When thinking about spending a year in Miami, there are certain images which come to mind such as palm trees and beautiful weather or the glamour of South Beach.
So when international exchange students choose to spend their year in the United States at the University of Miami, they hardly picture spending it inside of a library.
Yet for Claire Phillips, from Sussex University in England, her year in Miami has consisted of long nights of studying and days full of work. Spending more time in the library than ever before, Phillips is not the only international exchange student who is shocked by the heavy workload.
“The focus is on quantity, not quality here,” said Alice Hodgson, an exchange student from the University of Kent in Canterbury, England. “I feel it’s the opposite in England. I’m not used to having so much work.”
The workload is not only stressful on international students, but a burden as well. The high amount of assignments sometimes means that work quality must be compromised.

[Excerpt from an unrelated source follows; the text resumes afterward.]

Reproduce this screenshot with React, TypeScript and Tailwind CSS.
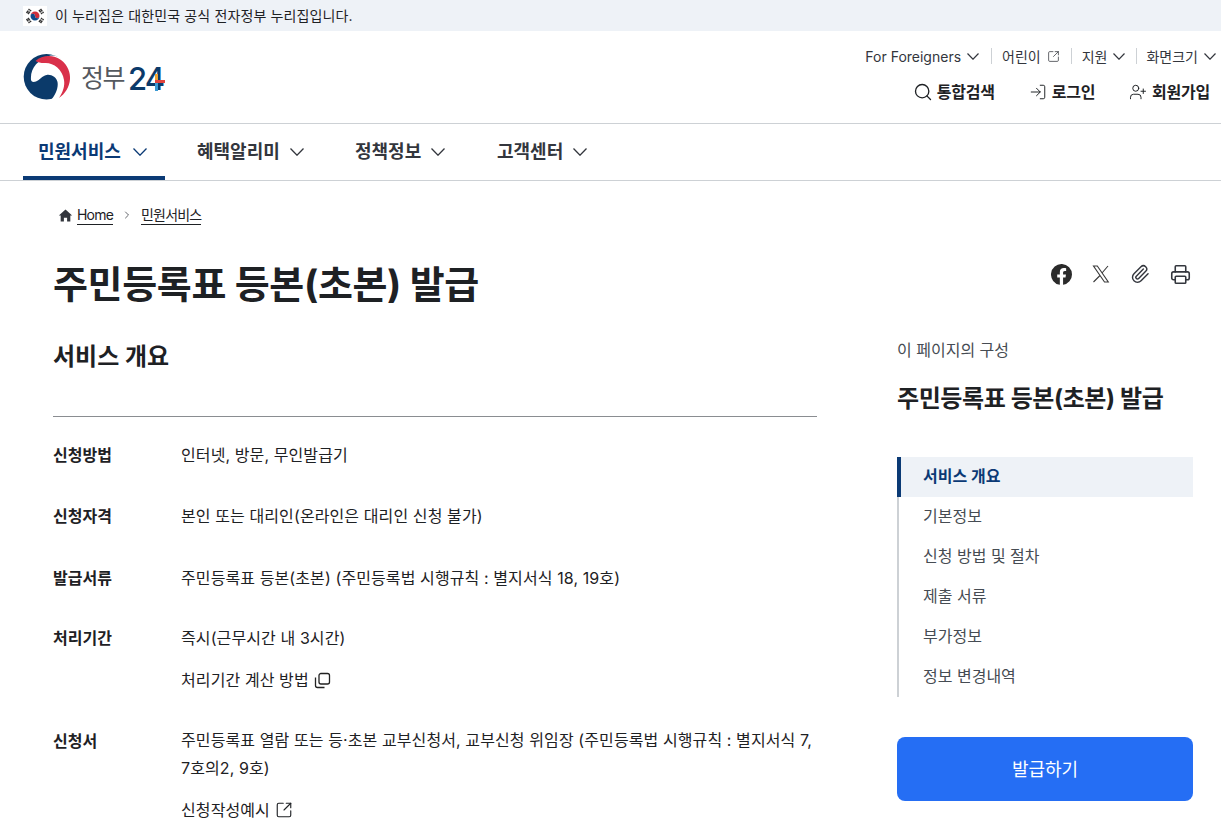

“Because I have less to do at one time, I spend more time on one individual thing. Therefore the work I hand-in in England is of a higher standard,” Hodgson said.
Jens Skoglund, an exchange student from Uppsala University in Sweden, was another student surprised by the amount of assignments he received this year. Even a class he took on stretching, one he thought would be relatively simple, consisted of a final performance in which he had to choreograph and present a routine to music.
“You do more stuff here. It’s more time consuming, but it’s not any harder,” Skoglund said.
Although exchange students were told before they came that work levels would be stepped-up in an American university, some students feel that the warnings were nothing compared to the actual experience.
“We were told there was going to be more work, but that we would be capable of doing it,” said Kat Maher, from the University of Edinburgh in Scotland. “But we never realized that you had so much.”